I just want some realistic estimates. Morrus, you're always saying "next week" and you have never, ever been correct on those estimates. It inevitably ends up being three to four weeks when you say that. I understand you're busy, and I understand that Steve broke his leg... I can live without the untagged maps. But I really *do* need the next adventure. When can paying customers get it?


----------



## Volaran (May 14, 2010)

I'm not sure if this is anything new.  I think the 3.5 version was almost a year past the initial estimates when it was finally finished, and a lot of that extra wait was the last 3 adventures.

There are various causes for this, but I seem to recall that it basically boiled down to Morrus not having aa large, dedicated staff like Paizo has with their adventure paths.  I do seem to recall there being offers to get people partially-completed drafts if they were catching up with release schedule and an adventure was delayed.  I think that might have been Ryan Nock, rather than Morrus though.  

I'm not playing or running the 4E version, of course, so this is not an urgent issue for me.  I do remember the frustration in waiting though.


----------



## Morrus (May 14, 2010)

> Furthermore, Steve was around early on to provide untagged maps and there were art previews and all kinds of errata and other fun stuff. All of this has crawled to near non-existance.




I posted two items of errata in just the last week!  The jousting supplement and the revised Inquisitor Torrax.  I also have a revised Madness which I playtested just last night. 

The next adventure is well underway - I'll need to get a full update from Steve.  It's not an excuse (merely an explanation) but we've been beset by so many problems; Steve's accident was just one of the problems.  I'm not comfortable sharing the personal details of the problems of others, though - let's just say that worse than that accident happened to someone else, and something else befell another person.  At one point I was being told of a different major issue in someone's life every 3-4 days.  We've been playing catch-up ever since.

So I do understand the frustration - I'm playing through these adventures, too, and need the next one very soon!  I've reached the end of #4, and will be starting #5 next week.    

Of course, the other thing is that - as we've said before - when we started this we didn't realise how much of a rewrite 4E versions would entail.  It was only when we got underway that we realised just how much work was involved.  

But #6 on its way, I promise!


----------



## RangerWickett (May 14, 2010)

Morrus . . . I think I'm pregnant.


----------



## Jdvn1 (May 14, 2010)

RangerWickett said:


> Morrus . . . I think I'm pregnant.



I didn't do it.


----------



## EugeneZ (May 14, 2010)

I'm really failing at this whole "communication" thing. Maybe I don't spend enough time on message boards.

I'm not saying you should be releasing them faster, nor am I asking you to divulge the details of anyone's personal problems. I completely understand and wish those folks all the best; I honestly hope they take as much time as needed to deal with whatever events have come up in their lives. Burning Sky can wait. I can wait!
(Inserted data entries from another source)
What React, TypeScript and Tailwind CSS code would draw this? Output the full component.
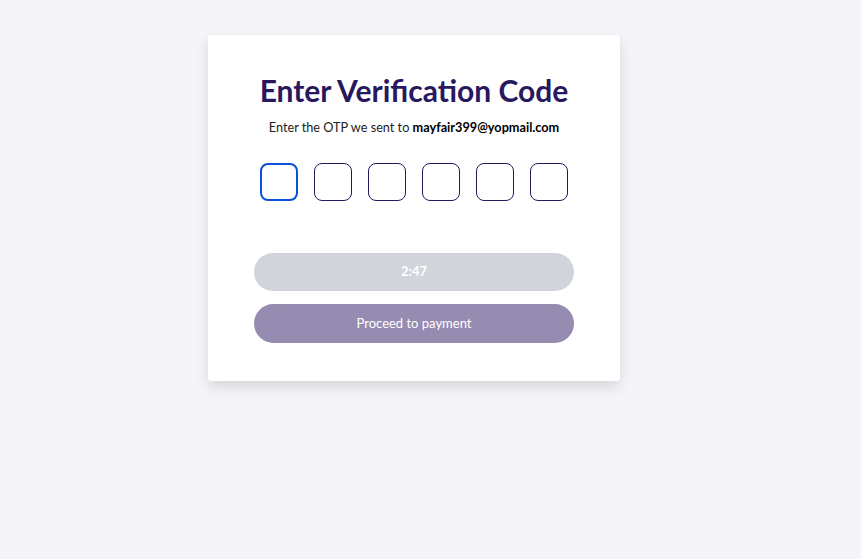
export default function App() {
  const digits = [0, 1, 2, 3, 4, 5];
  return (
    <div
      className="min-h-screen w-full bg-[#f4f4f9]"
      style={{ fontFamily: "Lato, 'Noto Sans', sans-serif" }}
    >
      <div className="flex pl-[208px] pt-[35px]">
        <div className="flex w-[412px] flex-col items-center rounded-[3px] bg-white px-[46px] pb-[38px] pt-[37px] shadow-[0_6px_14px_rgba(0,0,0,0.12)]">
          {/* Header */}
          <h1 className="whitespace-nowrap text-center text-[30px] font-bold leading-[36px] text-[#28185e]">
            Enter Verification Code
          </h1>
          <p className="mt-[10px] whitespace-nowrap text-center text-[12.7px] leading-[18px] text-[#222]">
            Enter the OTP we sent to{" "}
            <span className="font-bold text-black">mayfair399@yopmail.com</span>
          </p>

          {/* OTP inputs */}
          <div className="mt-[27px] flex gap-[16px]">
            {digits.map((d) => (
              <input
                key={d}
                maxLength={1}
                className={
                  d === 0
                    ? "h-[38px] w-[38px] rounded-[8px] border-2 border-[#0b50d8] bg-white text-center outline-none"
                    : "h-[38px] w-[38px] rounded-[8px] border border-[#28185e] bg-white text-center outline-none"
                }
              />
            ))}
          </div>

          {/* Actions */}
          <button className="mt-[52px] h-[38px] w-[320px] rounded-full bg-[#d1d5db] text-[13px] font-bold text-white">
            2:47
          </button>
          <button className="mt-[13px] h-[39px] w-[320px] rounded-full bg-[#968bb1] text-[13px] text-white">
            Proceed to payment
          </button>
        </div>
      </div>
    </div>
  );
}
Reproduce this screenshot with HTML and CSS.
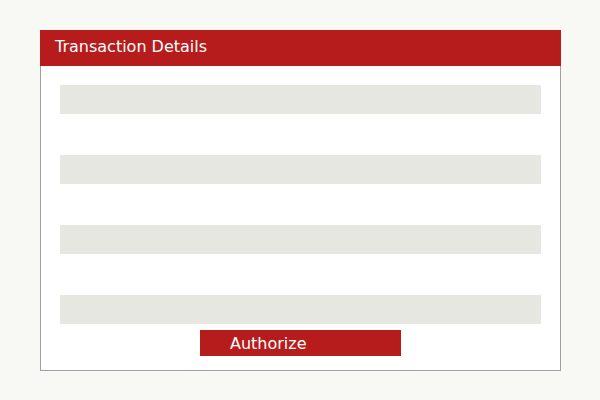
FILE: index.html
```html
<!DOCTYPE html>
<html lang="en">
<head>
  <meta charset="UTF-8" />
  <meta name="viewport" content="width=device-width, initial-scale=1.0"/>
  <title>Transaction Details</title>
  <link rel="stylesheet" href="styles.css">
</head>
<body>
  <div class="panel">
    <div class="panel-header">Transaction Details</div>
    <div class="panel-body">
      <div class="field"></div>
      <div class="field"></div>
      <div class="field"></div>
      <div class="field"></div>
      <button class="authorize-btn">Authorize</button>
    </div>
  </div>
</body>
</html>
```
FILE: styles.css
```css
body {
  margin: 0;
  background: #f8f8f4;
  font-family: 'DejaVu Sans', sans-serif;
}

.panel {
  width: 521px;
  margin: 30px 40px;
}

.panel-header {
  height: 36px;
  line-height: 34px;
  padding-left: 15px;
  background: #b71c1c;
  color: #fff;
  font-size: 16px;
}

.panel-body {
  box-sizing: border-box;
  height: 305px;
  padding-top: 19px;
  border: 1px solid #a0a0a0;
  border-top: none;
  background: #fff;
  display: flex;
  flex-direction: column;
}

.field {
  height: 29px;
  margin: 0 19px 41px;
  background: #e7e7e1;
}

.field:nth-of-type(4) {
  margin-bottom: 6px;
}

.authorize-btn {
  align-self: flex-start;
  margin-left: 159px;
  width: 201px;
  height: 26px;
  padding: 0 0 0 30px;
  border: none;
  background: #b71c1c;
  color: #fff;
  font-family: 'DejaVu Sans', sans-serif;
  font-size: 16px;
  text-align: left;
}
```
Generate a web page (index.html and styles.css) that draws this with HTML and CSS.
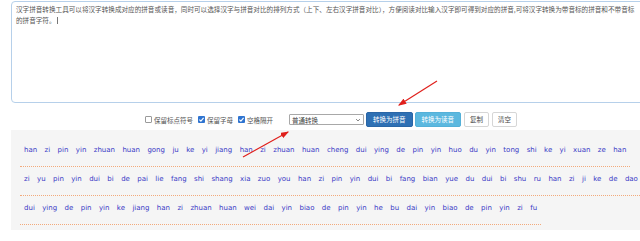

But I would *love* to be kept in the loop about the status. Maybe it's my background, working with a team in which process and communication are the bedrocks of success. EnWorld has no process and scattered, unorganized communication, which creates frustration for me (and I suspect I am not alone).

I guess I'm suggesting that until everyone is fully on-board to commit to a deadline, announce that Burning Sky is on hiatus. Then, once everyone is prepared to continue the conversion, announce a deadline and stick with it. If it comes down to releasing a subpar product to meet the deadline, then, sure, push the deadline, but communicate it cleanly and announce a new, realistic deadline.

Obviously, factors like the difficulty of a rewrite and delays in getting certain maps or whatever can make setting a realistic deadline hard. That's why when EnWorld slipped its first SIX deadlines (including Paragon Paths) I didn't complain. But by now, you guys should have enough experience to set a reasonable deadline. Again, when an accident occurs that prevents work from continuing, go on hiatus. Communicate this in a way that's clear to all your customers.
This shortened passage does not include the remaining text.